At East Surry, athletic director/defensive coordinator Randy Marion said a system is set up where freshman can buy their own helmets, and after their senior year, they get to keep them.


“We have probably about 15-20 kids that will buy their own helmets,” Marion said. “We’ll send those helmets off to have them re-conditioned each year and get the pads replaced. The school pays for that. Once they buy it, we take care of the re-conditioning. Last year we probably bought about 10 helmets for kids who couldn’t afford it.”


Last week, Mount Airy’s varsity players were fitted for helmets, and this week it was the junior varsity’s turn. According to the CDC’s Heads Up to Parents program, proper helmet-fitting can go a long way in reducing the risk of head injuries.


Southern said a handful of his football players bought their own Speed helmets. He said probably 70 percent go with the Riddell helmets and 30 percent use Schutt.


Southern and Lyons both noted while the right helmet is crucial, a well-fitted chinstrap and decent mouthguard are as important.


“I’ve always heard the No. 1 preventer against concussions is the right mouthpiece,” Lyons said.


“A quality mouthpiece,” Southern said. “That and kids don’t want to wear that chinstrap tight like it’s supposed to be. When you wear the chinstrap properly you should have trouble talking.

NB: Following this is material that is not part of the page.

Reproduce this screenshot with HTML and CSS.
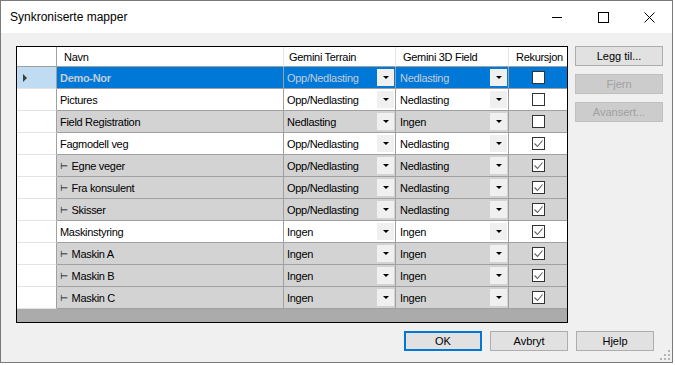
FILE: index.html
```html
<!DOCTYPE html>
<html lang="nb">
<head>
  <meta charset="UTF-8" />
  <title>Synkroniserte mapper</title>
  <link rel="stylesheet" href="styles.css">
</head>
<body>
  <div class="window">
    <div class="titlebar">
      <span class="title">Synkroniserte mapper</span>
      <div class="controls">
        <span><svg width="10" height="10" viewBox="0 0 10 10"><path d="M0 5.5h10" stroke="#000" stroke-width="1"/></svg></span>
        <span><svg width="11" height="11" viewBox="0 0 11 11"><rect x="0.5" y="0.5" width="10" height="10" fill="none" stroke="#000"/></svg></span>
        <span><svg width="11" height="11" viewBox="0 0 11 11"><path d="M0.5 0.5l10 10M10.5 0.5l-10 10" stroke="#000" stroke-width="1"/></svg></span>
      </div>
    </div>

    <div class="content">
      <div class="main">
        <div class="grid">
          <div class="row head">
            <div class="rh"></div>
            <div class="name">Navn</div>
            <div class="terrain">Gemini Terrain</div>
            <div class="field">Gemini 3D Field</div>
            <div class="rek">Rekursjon</div>
          </div>

          <div class="row sel">
            <div class="rh"><i class="pointer"></i></div>
            <div class="name"><b>Demo-Nor</b></div>
            <div class="terrain"><span>Opp/Nedlasting</span><i class="drop"></i></div>
            <div class="field"><span>Nedlasting</span><i class="drop"></i></div>
            <div class="rek"><i class="check"></i></div>
          </div>
          <div class="row">
            <div class="rh"></div>
            <div class="name">Pictures</div>
            <div class="terrain"><span>Opp/Nedlasting</span><i class="drop"></i></div>
            <div class="field"><span>Nedlasting</span><i class="drop"></i></div>
            <div class="rek"><i class="check"></i></div>
          </div>
          <div class="row alt">
            <div class="rh"></div>
            <div class="name">Field Registration</div>
            <div class="terrain"><span>Nedlasting</span><i class="drop"></i></div>
            <div class="field"><span>Ingen</span><i class="drop"></i></div>
            <div class="rek"><i class="check"></i></div>
          </div>
          <div class="row">
            <div class="rh"></div>
            <div class="name">Fagmodell veg</div>
            <div class="terrain"><span>Opp/Nedlasting</span><i class="drop"></i></div>
            <div class="field"><span>Nedlasting</span><i class="drop"></i></div>
            <div class="rek"><i class="check on"></i></div>
          </div>
          <div class="row alt">
            <div class="rh"></div>
            <div class="name"><span class="branch">⊢</span>Egne veger</div>
            <div class="terrain"><span>Opp/Nedlasting</span><i class="drop"></i></div>
            <div class="field"><span>Nedlasting</span><i class="drop"></i></div>
            <div class="rek"><i class="check on"></i></div>
          </div>
          <div class="row alt">
            <div class="rh"></div>
            <div class="name"><span class="branch">⊢</span>Fra konsulent</div>
            <div class="terrain"><span>Opp/Nedlasting</span><i class="drop"></i></div>
            <div class="field"><span>Nedlasting</span><i class="drop"></i></div>
            <div class="rek"><i class="check on"></i></div>
          </div>
          <div class="row alt">
            <div class="rh"></div>
            <div class="name"><span class="branch">⊢</span>Skisser</div>
            <div class="terrain"><span>Opp/Nedlasting</span><i class="drop"></i></div>
            <div class="field"><span>Nedlasting</span><i class="drop"></i></div>
            <div class="rek"><i class="check on"></i></div>
          </div>
          <div class="row">
            <div class="rh"></div>
            <div class="name">Maskinstyring</div>
            <div class="terrain"><span>Ingen</span><i class="drop"></i></div>
            <div class="field"><span>Ingen</span><i class="drop"></i></div>
            <div class="rek"><i class="check on"></i></div>
          </div>
          <div class="row alt">
            <div class="rh"></div>
            <div class="name"><span class="branch">⊢</span>Maskin A</div>
            <div class="terrain"><span>Ingen</span><i class="drop"></i></div>
            <div class="field"><span>Ingen</span><i class="drop"></i></div>
            <div class="rek"><i class="check on"></i></div>
          </div>
          <div class="row alt">
            <div class="rh"></div>
            <div class="name"><span class="branch">⊢</span>Maskin B</div>
            <div class="terrain"><span>Ingen</span><i class="drop"></i></div>
            <div class="field"><span>Ingen</span><i class="drop"></i></div>
            <div class="rek"><i class="check on"></i></div>
          </div>
          <div class="row alt">
            <div class="rh"></div>
            <div class="name"><span class="branch">⊢</span>Maskin C</div>
            <div class="terrain"><span>Ingen</span><i class="drop"></i></div>
            <div class="field"><span>Ingen</span><i class="drop"></i></div>
            <div class="rek"><i class="check on"></i></div>
          </div>
        </div>

        <div class="side">
          <button class="btn">Legg til...</button>
          <button class="btn" disabled>Fjern</button>
          <button class="btn" disabled>Avansert...</button>
        </div>
      </div>

      <div class="footer">
        <button class="btn default">OK</button>
        <button class="btn">Avbryt</button>
        <button class="btn">Hjelp</button>
      </div>

      <svg class="grip" width="12" height="12" viewBox="0 0 12 12">
        <rect x="9" y="1" width="2" height="2" fill="#b4b4b4"/>
        <rect x="5" y="5" width="2" height="2" fill="#b4b4b4"/>
        <rect x="9" y="5" width="2" height="2" fill="#b4b4b4"/>
        <rect x="1" y="9" width="2" height="2" fill="#b4b4b4"/>
        <rect x="5" y="9" width="2" height="2" fill="#b4b4b4"/>
        <rect x="9" y="9" width="2" height="2" fill="#b4b4b4"/>
      </svg>
    </div>
  </div>
</body>
</html>
```

FILE: styles.css
```css
* {
  margin: 0;
  padding: 0;
  box-sizing: border-box;
}

body {
  background: #fff;
  font-family: "Liberation Sans", Arial, sans-serif;
  font-size: 11px;
  color: #000;
}

.window {
  width: 673px;
  height: 363px;
  border: 1px solid #7a7a7a;
  display: flex;
  flex-direction: column;
}

/* Title bar */
.titlebar {
  height: 32px;
  flex-shrink: 0;
  background: #fff;
  display: flex;
  align-items: center;
}

.title {
  flex: 1;
  padding-left: 9px;
  font-size: 12px;
}

.controls {
  display: flex;
  align-self: stretch;
}

.controls span {
  width: 46px;
  display: flex;
  align-items: center;
  justify-content: center;
}

/* Dialog body */
.content {
  flex: 1;
  position: relative;
  background: #f0f0f0;
  padding: 13px 0 0 15px;
}

.main {
  display: flex;
  align-items: flex-start;
  gap: 7px;
}

.grid {
  width: 552px;
  height: 277px;
  border: 1px solid #000;
  background: #ababab;
  display: flex;
  flex-direction: column;
  letter-spacing: -0.3px;
}

.row {
  display: flex;
  height: 22px;
  flex-shrink: 0;
  background: #fff;
}

.row > div {
  display: flex;
  align-items: center;
  border-right: 1px solid #a0a0a0;
  border-bottom: 1px solid #a0a0a0;
  white-space: nowrap;
  overflow: hidden;
}

.row .rh {
  width: 40px;
  background: #fff;
  border-bottom-color: #e3e3e3;
}

.row .name {
  width: 227px;
  padding-left: 3px;
}

.row .terrain {
  width: 112px;
  padding-left: 3px;
}

.row .field {
  width: 113px;
  padding-left: 4px;
}

.row .rek {
  width: 58px;
  border-right: 0;
  justify-content: center;
}

.row.alt {
  background: #d3d3d3;
}

.row.sel {
  background: #0078d7;
  color: #c3cdd8;
}

.row.sel .rh {
  background: #bfdcf3;
}

/* Column headers */
.row.head {
  height: 20px;
}

.row.head > div {
  border-right-color: #e5e5e5;
}

.row.head .rh {
  border-right-color: #a0a0a0;
  border-bottom-color: #a0a0a0;
}

.row.head .name {
  padding-left: 7px;
}

.row.head .terrain {
  padding-left: 5px;
}

.row.head .field {
  padding-left: 7px;
}

.row.head .rek {
  justify-content: flex-start;
  padding-left: 7px;
}

.pointer {
  margin-left: 6px;
  border-left: 4px solid #3c3c3c;
  border-top: 4px solid transparent;
  border-bottom: 4px solid transparent;
}

.branch {
  font-family: "DejaVu Sans", sans-serif;
  font-size: 9px;
  margin-right: 4px;
}

.drop {
  margin-left: auto;
  margin-right: 1px;
  width: 17px;
  height: 17px;
  flex-shrink: 0;
  background: #f0f0f0;
  display: flex;
  align-items: center;
  justify-content: center;
}

.drop::after {
  content: "";
  border-left: 3px solid transparent;
  border-right: 3px solid transparent;
  border-top: 3px solid #000;
}

.check {
  width: 13px;
  height: 13px;
  border: 1px solid #333;
  background: #fff;
}

.check.on {
  background: #fff url("data:image/svg+xml,%3Csvg xmlns='http://www.w3.org/2000/svg' width='11' height='11'%3E%3Cpath d='M1.5 5.5l3 3 5-6' fill='none' stroke='%23606060' stroke-width='1.1'/%3E%3C/svg%3E") no-repeat center;
}

/* Buttons */
.side {
  display: flex;
  flex-direction: column;
  gap: 8px;
}

.btn {
  width: 88px;
  height: 20px;
  font: inherit;
  color: #000;
  background: #e1e1e1;
  border: 1px solid #adadad;
}

.btn:disabled {
  background: #cccccc;
  border-color: #bfbfbf;
  color: #a0a0a0;
}

.footer {
  display: flex;
  justify-content: flex-end;
  gap: 8px;
  margin-top: 8px;
  padding-right: 18px;
}

.footer .btn {
  width: 78px;
}

.btn.default {
  border: 2px solid #0078d7;
}

.grip {
  position: absolute;
  right: 1px;
  bottom: 1px;
}
```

“We tell the kids if there’s something wrong with the helmet, let the coach know. What we monitor more is if the chinstrap is on right. I’ve seen two helmets crack in 18 years and it was in the jaw area.”


New technology continues to provide more information about brain injuries in football. One manufacturer plans to test new impact sensers on a prep football team in Arkansas. The sensers go inside the helmet, and record the rate of each hit, sending an alert to a handheld device on the sideline when there is a strong impact.